> _SUPPLIED INFORMATION_

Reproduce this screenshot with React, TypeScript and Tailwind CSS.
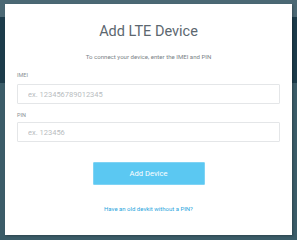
import React from 'react';

const App: React.FC = () => {
  return (
    <div className="relative w-[297px] h-[240px] overflow-hidden" style={{ fontFamily: 'Roboto, "Liberation Sans", sans-serif' }}>
      {/* dimmed page behind the modal */}
      <div className="flex flex-col h-full">
        <div className="h-[17px] bg-[#4b6874]" />
        <div className="h-[66px] bg-[#1c3b4a]" />
        <div className="flex-1 bg-[#3b5c68]" />
      </div>

      {/* Modal */}
      <div className="absolute left-[5px] top-[4px] w-[287px] h-[231px] bg-white shadow-[1px_1px_2px_rgba(0,0,0,0.25)] px-[12px] flex flex-col">
        <h1 className="mt-[20px] text-center text-[14.5px] leading-[16px] font-normal text-[#5c676f]">Add LTE Device</h1>
        <p className="mt-[13px] text-center text-[6.1px] leading-[8px] text-[#7b8387]">
          To connect your device, enter the IMEI and PIN
        </p>

        <label className="mt-[10px] text-[5.5px] leading-[8px] text-[#8a9094]">IMEI</label>
        <input
          className="mt-[5px] h-[20px] w-full border border-[#e4e6e8] rounded-[1px] px-[10px] text-[7.5px] outline-none placeholder:text-[#b9bdc0]"
          placeholder="ex. 123456789012345"
        />

        <label className="mt-[7px] text-[5.5px] leading-[8px] text-[#8a9094]">PIN</label>
        <input
          className="mt-[3px] h-[20px] w-full border border-[#e4e6e8] rounded-[1px] px-[10px] text-[7.5px] outline-none placeholder:text-[#b9bdc0]"
          placeholder="ex. 123456"
        />

        <div className="flex justify-center mt-[20px]">
          <button className="w-[112px] h-[23px] bg-[#5bc8f2] border border-[#7fd3f4] rounded-[1px] text-white text-[7.6px]">
            Add Device
          </button>
        </div>

        <a className="mt-[20px] text-center text-[6px] leading-[8px] text-[#2aa5dd]">Have an old devkit without a PIN?</a>
      </div>
    </div>
  );
};

export default App;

> _GIVEN INSTRUCTION_
Exclude the images and reproduce the remaining data exactly.

> _RESULT_
Reproduce this screenshot with React, TypeScript and Tailwind CSS.
import React from 'react';

const App: React.FC = () => {
  return (
    <div className="relative w-[297px] h-[240px] overflow-hidden" style={{ fontFamily: 'Roboto, "Liberation Sans", sans-serif' }}>
      {/* dimmed page behind the modal */}
      <div className="flex flex-col h-full">
        <div className="h-[17px] bg-[#4b6874]" />
        <div className="h-[66px] bg-[#1c3b4a]" />
        <div className="flex-1 bg-[#3b5c68]" />
      </div>

      {/* Modal */}
      <div className="absolute left-[5px] top-[4px] w-[287px] h-[231px] bg-white shadow-[1px_1px_2px_rgba(0,0,0,0.25)] px-[12px] flex flex-col">
        <h1 className="mt-[20px] text-center text-[14.5px] leading-[16px] font-normal text-[#5c676f]">Add LTE Device</h1>
        <p className="mt-[13px] text-center text-[6.1px] leading-[8px] text-[#7b8387]">
          To connect your device, enter the IMEI and PIN
        </p>

        <label className="mt-[10px] text-[5.5px] leading-[8px] text-[#8a9094]">IMEI</label>
        <input
          className="mt-[5px] h-[20px] w-full border border-[#e4e6e8] rounded-[1px] px-[10px] text-[7.5px] outline-none placeholder:text-[#b9bdc0]"
          placeholder="ex. 123456789012345"
        />

        <label className="mt-[7px] text-[5.5px] leading-[8px] text-[#8a9094]">PIN</label>
        <input
          className="mt-[3px] h-[20px] w-full border border-[#e4e6e8] rounded-[1px] px-[10px] text-[7.5px] outline-none placeholder:text-[#b9bdc0]"
          placeholder="ex. 123456"
        />

        <div className="flex justify-center mt-[20px]">
          <button className="w-[112px] h-[23px] bg-[#5bc8f2] border border-[#7fd3f4] rounded-[1px] text-white text-[7.6px]">
            Add Device
          </button>
        </div>

        <a className="mt-[20px] text-center text-[6px] leading-[8px] text-[#2aa5dd]">Have an old devkit without a PIN?</a>
      </div>
    </div>
  );
};

export default App;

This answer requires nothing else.